I can’t help but ask Gumby, given his nature and his past – somewhat rocky – experiences, won’t all of this (the studio) make him seem more arrogant in their eyes? Gumby’s reaction is nonchalant. “If arrogance means that I know what music is, how to make it, and that I have the best-equipped studio, then yes, I’m arrogant.” Clearly he is unmoved by any of the remarks made against him. Instead, he is diving in head first into his studio work.

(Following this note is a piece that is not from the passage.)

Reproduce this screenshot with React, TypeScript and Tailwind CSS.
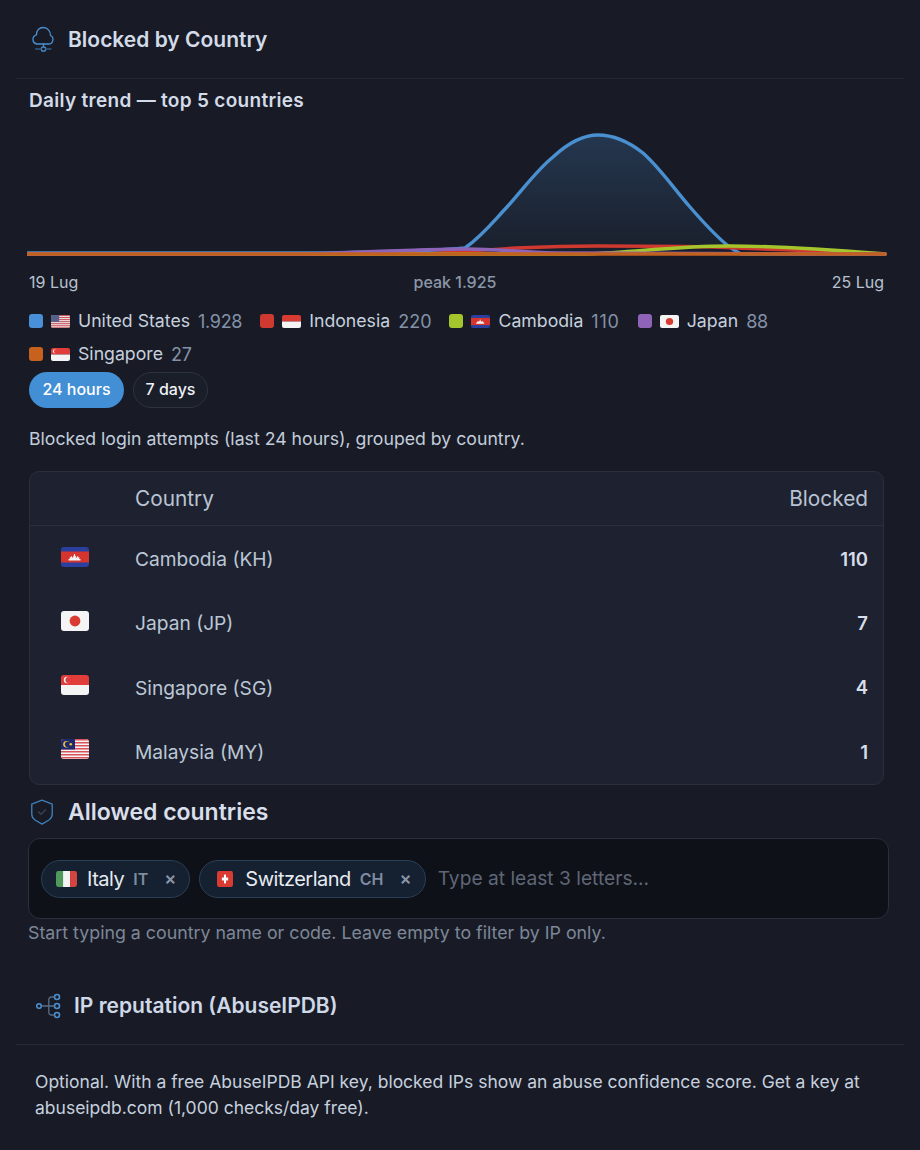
import React from "react";

type Code = "US" | "ID" | "KH" | "JP" | "SG" | "MY" | "IT" | "CH";

function FlagArt({ code }: { code: Code }) {
  switch (code) {
    case "US":
      return (
        <>
          <rect width="28" height="20" fill="#eeeeee" />
          {[0, 3, 6, 9, 12, 15, 18].map((y) => (
            <rect key={y} y={y} width="28" height="1.6" fill="#c9545c" />
          ))}
          <rect width="12" height="10.5" fill="#55608c" />
        </>
      );
    case "ID":
      return (
        <>
          <rect width="28" height="10" fill="#d93a32" />
          <rect y="10" width="28" height="10" fill="#f4f4f4" />
        </>
      );
    case "KH":
      return (
        <>
          <rect width="28" height="20" fill="#2b3f9e" />
          <rect y="4.5" width="28" height="11" fill="#d5352e" />
          <path d="M7.5 13.5v-1.6h1.2v-1.6h1.2V9.2h1V10.4h1.3V8.8h.8V7h1v1.8h.8v1.6h1.3V9.2h1v1.1h1.2v1.6h1.2v1.6z" fill="#f4f4f4" />
        </>
      );
    case "JP":
      return (
        <>
          <rect width="28" height="20" fill="#f4f4f4" />
          <circle cx="14" cy="10" r="5.4" fill="#d93a32" />
        </>
      );
    case "SG":
      return (
        <>
          <rect width="28" height="10" fill="#e23d3a" />
          <rect y="10" width="28" height="10" fill="#f4f4f4" />
          <circle cx="6" cy="5" r="3.2" fill="#f4f4f4" />
          <circle cx="7.4" cy="5" r="3" fill="#e23d3a" />
        </>
      );
    case "MY":
      return (
        <>
          <rect width="28" height="20" fill="#f4f4f4" />
          {[0, 3, 6, 9, 12, 15, 18].map((y) => (
            <rect key={y} y={y} width="28" height="1.5" fill="#d9525a" />
          ))}
          <rect width="14" height="10.5" fill="#1e2a6e" />
          <circle cx="5.5" cy="5.2" r="3.3" fill="#f2c230" />
          <circle cx="6.7" cy="5.2" r="2.8" fill="#1e2a6e" />
          <circle cx="9.8" cy="5.2" r="1.3" fill="#f2c230" />
        </>
      );
    case "IT":
      return (
        <>
          <rect width="9.4" height="20" fill="#4f9a5b" />
          <rect x="9.4" width="9.3" height="20" fill="#f4f4f4" />
          <rect x="18.7" width="9.3" height="20" fill="#d5453f" />
        </>
      );
    case "CH":
      return (
        <>
          <rect width="28" height="20" fill="#d93a32" />
          <rect x="12.2" y="4.5" width="3.6" height="11" fill="#fff" />
          <rect x="8.5" y="8.2" width="11" height="3.6" fill="#fff" />
        </>
      );
  }
}

function Flag({ code, w, h }: { code: Code; w: number; h: number }) {
  const id = `clip-${code}-${w}`;
  return (
    <svg width={w} height={h} viewBox="0 0 28 20" preserveAspectRatio="none" className="shrink-0 block">
      <clipPath id={id}>
        <rect width="28" height="20" rx="3" />
      </clipPath>
      <g clipPath={`url(#${id})`}>
        <FlagArt code={code} />
      </g>
    </svg>
  );
}

function CloudIcon() {
  return (
    <svg width="24" height="28" viewBox="0 0 24 28" fill="none" stroke="#4a90d0" strokeWidth="1.3" strokeLinecap="round" strokeLinejoin="round" className="shrink-0">
      <path d="M6 19H17.5A4.5 4.5 0 0 0 19.5 10.5C19.5 6 16.5 2.5 12.4 2.5C8 2.5 5.5 5.5 5.5 9.8A4.7 4.7 0 0 0 6 19Z" />
      <path d="M12.5 19v2.6" />
      <circle cx="12.5" cy="24" r="2.2" />
      <path d="M4.5 24h5.8M14.7 24h5.3" stroke="#2f5a85" />
    </svg>
  );
}

function ShieldIcon() {
  return (
    <svg width="26" height="28" viewBox="0 0 24 26" fill="none" strokeLinecap="round" strokeLinejoin="round" className="shrink-0">
      <path d="M12 2l9.5 3.6v9.6c0 2.5-1 3.8-3 5.2L12 24.2l-6.5-3.8c-2-1.4-3-2.7-3-5.2V5.6z" stroke="#3f7fb8" strokeWidth="1.25" />
      <path d="M8.8 13l2.3 2.2 4.2-4.2" stroke="#3c4352" strokeWidth="1.25" />
    </svg>
  );
}

function TreeIcon() {
  return (
    <svg width="26" height="26" viewBox="0 0 26 26" fill="none" stroke="#4a90d0" strokeWidth="1.6" className="shrink-0">
      <circle cx="3" cy="13" r="2.3" />
      <circle cx="21" cy="4" r="2.5" />
      <circle cx="21" cy="13" r="2.5" />
      <circle cx="21" cy="22" r="2.5" />
      <path d="M5.5 13h13M18.4 4h-3a2.6 2.6 0 0 0-2.6 2.6v12.8a2.6 2.6 0 0 0 2.6 2.6h3" stroke="#56708c" strokeWidth="1.3" />
    </svg>
  );
}

const bluePeak =
  "C455 108 465 95 480 79C497 60 510 42 526 29C540 16 555 7 571 7C587 7 602 14 616 25C633 40 648 62 663 79C676 94 688 107 700 117";

function Chart() {
  return (
    <svg width="860" height="134" viewBox="0 0 860 134" fill="none" className="block -ml-[2px]">
      <defs>
        <linearGradient id="blueFill" x1="0" y1="0" x2="0" y2="1">
          <stop offset="0" stopColor="#4a90d0" stopOpacity="0.24" />
          <stop offset="1" stopColor="#4a90d0" stopOpacity="0.03" />
        </linearGradient>
      </defs>
      <g strokeWidth="3.4" strokeLinecap="round" strokeLinejoin="round">
        <path d={`M438 120${bluePeak}L714 126L430 126Z`} fill="url(#blueFill)" />
        <path d={`M1 125H300C350 124 410 123 438 120${bluePeak}C705 121 710 124 714 126L858 126`} stroke="#4a90d0" />
        <path d="M1 126H400C460 122 500 118 570 118C620 118 670 118 710 120C760 122 820 124 858 126" stroke="#d0392f" />
        <path d="M1 126H560C610 124 650 118 702 118C760 118 820 123 858 126" stroke="#a4c62c" />
        <path d="M1 126H280C340 124 400 121 440 121C470 121 490 124 530 125L858 126" stroke="#8e63b8" />
        <path d="M1 126H858" stroke="#c2601f" />
      </g>
    </svg>
  );
}

const legend: { color: string; code: Code; name: string; value: string; track: string }[] = [
  { color: "bg-[#4a90d9]", code: "US", name: "United States", value: "1.928", track: "tracking-[-0.3px]" },
  { color: "bg-[#d0392f]", code: "ID", name: "Indonesia", value: "220", track: "tracking-[0px]" },
  { color: "bg-[#a4c62c]", code: "KH", name: "Cambodia", value: "110", track: "tracking-[0.8px]" },
  { color: "bg-[#8e63b8]", code: "JP", name: "Japan", value: "88", track: "tracking-[-0.3px]" },
  { color: "bg-[#c8601e]", code: "SG", name: "Singapore", value: "27", track: "tracking-[-0.3px]" },
];

const rows: { code: Code; name: string; value: string }[] = [
  { code: "KH", name: "Cambodia (KH)", value: "110" },
  { code: "JP", name: "Japan (JP)", value: "7" },
  { code: "SG", name: "Singapore (SG)", value: "4" },
  { code: "MY", name: "Malaysia (MY)", value: "1" },
];

function Chip({ code, name, iso, square }: { code: Code; name: string; iso: string; square?: boolean }) {
  return (
    <div className="flex items-center h-[38px] rounded-full border border-[#2a3f58] bg-[#152030] pl-[14px] pr-[13px]">
      {square ? (
        <span className="w-[21px] flex justify-center"><Flag code={code} w={16} h={16} /></span>
      ) : (
        <Flag code={code} w={21} h={16} />
      )}
      <span className="ml-[10px] text-[20px] leading-none text-[#e6ebf2] tracking-[-0.5px]">{name}</span>
      <span className="ml-[9px] text-[16px] leading-none font-semibold text-[#7f8ba0]">{iso}</span>
      <span className="ml-[16px] text-[18px] leading-none font-semibold text-[#8a94a6]">×</span>
    </div>
  );
}

export default function App() {
  return (
    <div className="w-[920px] h-[1150px] overflow-hidden bg-[#181b26] text-[#cfd8e6] font-['Inter','Liberation_Sans',sans-serif]">
      <header className="mx-4 h-[79px] border-b border-[#232733] flex items-center pl-[15px] gap-[13px]">
        <CloudIcon />
        <h2 className="text-[21px] font-semibold text-[#d3dbe8] pt-[1px]">Blocked by Country</h2>
      </header>

      <div className="pl-[29px] pr-[36px]">
        <h3 className="mt-[10px] h-[24px] leading-[24px] text-[19px] font-semibold text-[#d3dbe8] tracking-[0.3px]">Daily trend — top 5 countries</h3>
        <div className="mt-[15px] h-[131px]"><Chart /></div>
        <div className="mt-[13px] flex justify-between items-center text-[16px] leading-[20px] text-[#b8c2d0]">
          <span>19 Lug</span>
          <span className="font-medium text-[#8b97a8]">peak 1.925</span>
          <span>25 Lug</span>
        </div>

        <div className="mt-[18px] flex flex-wrap gap-x-[18px] gap-y-[11px]">
          {legend.map((l) => (
            <div key={l.code} className="flex items-center h-[22px]">
              <span className={`w-[14px] h-[14px] rounded-[3px] ${l.color}`} />
              <span className="ml-[8px]"><Flag code={l.code} w={19} h={13} /></span>
              <span className="ml-[8px] text-[17.7px] text-[#c6d0de]">{l.name}</span>
              <span className={`ml-[8px] text-[18px] text-[#8492a8] ${l.track}`}>{l.value}</span>
            </div>
          ))}
        </div>

        <div className="mt-[7px] flex gap-[9px]">
          <span className="h-[36px] w-[95px] rounded-full bg-[#428fd6] text-white text-[16px] font-medium flex items-center justify-center pb-[2px]">24 hours</span>
          <span className="h-[36px] w-[75px] rounded-full border border-[#2d3340] bg-[#1a1e29] text-[#eef1f5] text-[16px] font-medium flex items-center justify-center pb-[2px]">7 days</span>
        </div>

        <p className="mt-[19px] h-[24px] leading-[24px] text-[17.7px] text-[#c3cddb]">Blocked login attempts (last 24 hours), grouped by country.</p>

        <div className="mt-[20px] w-[855px] h-[314px] rounded-[10px] border border-[#2a2f3c] bg-[#1e2230] overflow-hidden">
          <div className="h-[54px] border-b border-[#2a2f3c] flex items-center pl-[105px] pr-[15px] justify-between text-[20.8px] text-[#b9c4d3]">
            <span>Country</span>
            <span>Blocked</span>
          </div>
          <div className="pt-[1.5px]">
            {rows.map((r) => (
              <div key={r.code} className="h-[64.25px] flex items-center pr-[15px]">
                <span className="w-[105px] pl-[31px] -mt-[6px]"><Flag code={r.code} w={28} h={20} /></span>
                <span className="flex-1 text-[19.2px] text-[#bcc7d6]">{r.name}</span>
                <span className="text-[18.5px] font-semibold text-[#d7deea]">{r.value}</span>
              </div>
            ))}
          </div>
        </div>

        <div className="mt-[12px] h-[30px] flex items-center gap-[13px]">
          <ShieldIcon />
          <h3 className="text-[23px] font-semibold text-[#d8dfea]">Allowed countries</h3>
        </div>

        <div className="-ml-[1px] mt-[11px] w-[861px] h-[81px] rounded-[12px] border border-[#2a2f3c] bg-[#0f1119] flex items-center pl-[12px] gap-[9px]">
          <Chip code="IT" name="Italy" iso="IT" />
          <Chip code="CH" name="Switzerland" iso="CH" square />
          <span className="ml-[3px] text-[19.2px] text-[#5f6776]">Type at least 3 letters...</span>
        </div>
        <p className="-ml-[1px] mt-[2px] h-[24px] leading-[24px] text-[17.8px] text-[#7d8797]">Start typing a country name or code. Leave empty to filter by IP only.</p>
      </div>

      <div className="mt-[28px] mx-4 h-[72px] border-b border-[#282c38] flex items-center pl-[20px] gap-[12px] pb-[5px]">
        <TreeIcon />
        <h3 className="text-[21px] font-semibold text-[#cfd8e6]">IP reputation (AbuseIPDB)</h3>
      </div>
      <p className="mt-[24px] pl-[35px] pr-[40px] text-[17.5px] leading-[26px] text-[#c6d0de]">
        Optional. With a free AbuseIPDB API key, blocked IPs show an abuse confidence score. Get a key at abuseipdb.com (1,000 checks/day free).
      </p>
    </div>
  );
}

Currently, he’s working on a project with a guitarist/musician by the name of Taimur. “He’s pretty awesome, Taimur is quite the guitarist and although he doesn’t play around and you may not have heard of him, he has his own songs, in English.” Gumby also said that Taimur’s songs were heavily influenced by 90s rock and Alice in Chains in particular. Apart from that he is also working on a song for another group, whose name he has not yet revealed. “I’m excited about that too, but I can’t tell you just yet.”

There are musicians like Gumby, never far from the heat of controversy, and yet always focused on the music at hand. For musicians like Gumby, music is a way of life as it has been for him since childhood. After all that has happened and has been said, it’s pretty loud and clear, like the sound of a drum: in the den of this drummer, the man who holds the drumsticks is king.